Background information
- Born: Robert Christopher Patterson November 9, 1970 (age 55) Natick, Massachusetts, U.S.
- Genres: Nu metal; alternative metal;
- Occupations: Musician; songwriter;
- Instrument: Guitar
- Formerly of: Otep; Filter; Circus Diablo; Korn (touring); Snake River Conspiracy (touring);
- Website: robpatterson.net

= Rob Patterson =

American guitarist (born 1970)

Rob Patterson (born November 9, 1970) is an American guitarist.

== Background ==
Patterson was born in Natick, Massachusetts. His first major act was the female-fronted metal band Otep. He wrote and played on the albums Sevas Tra, House of Secrets and Smash the Control Machine.

He was a touring guitarist for Korn from July 2005 to March 2008 after the departure of Brian "Head" Welch.

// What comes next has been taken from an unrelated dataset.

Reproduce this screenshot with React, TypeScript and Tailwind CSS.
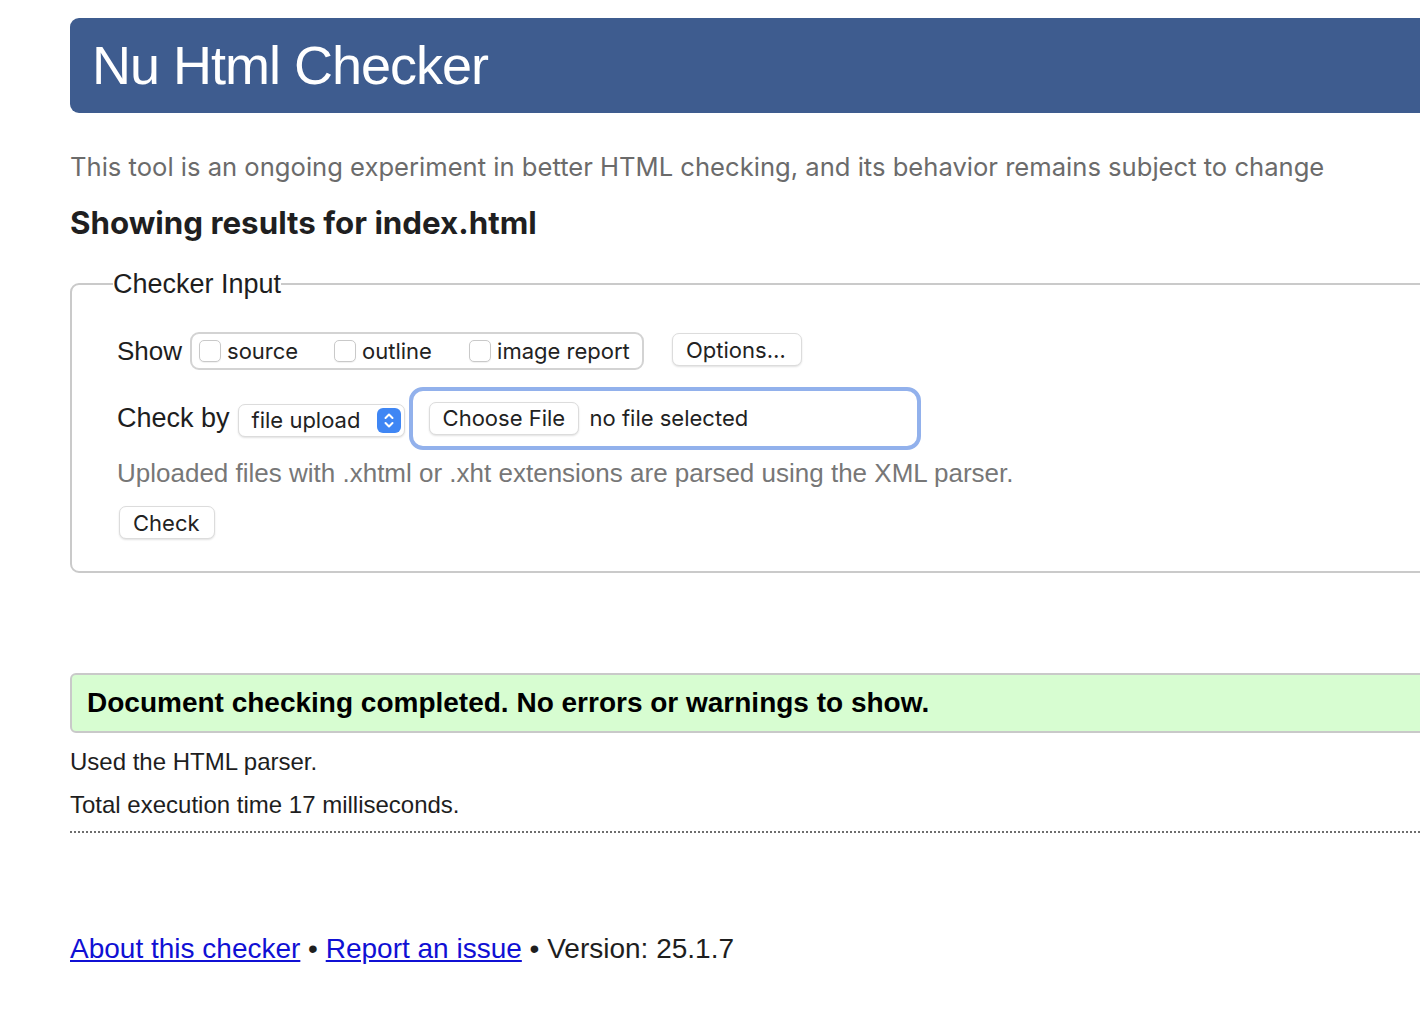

In April 2008, Patterson became engaged to Carmen Electra, but they never wed and split in 2012.

He is also one of the characters in the book Sex Tips from Rock Stars by Paul Miles that was published by Omnibus Press in July 2010.

Patterson made a cameo appearance as a police officer in the 2015 slasher short film Massacre, written by New Zealand Suicide Girl Pandie Suicide (also known as Pandie James) and directed by Erik Boccio. He also co-scored the film with Jeordie White of Marilyn Manson for which the film won an honorable mention award for its score at its debut screening at Fantasmagorical Film Festival in Louisville, Kentucky in August 2015.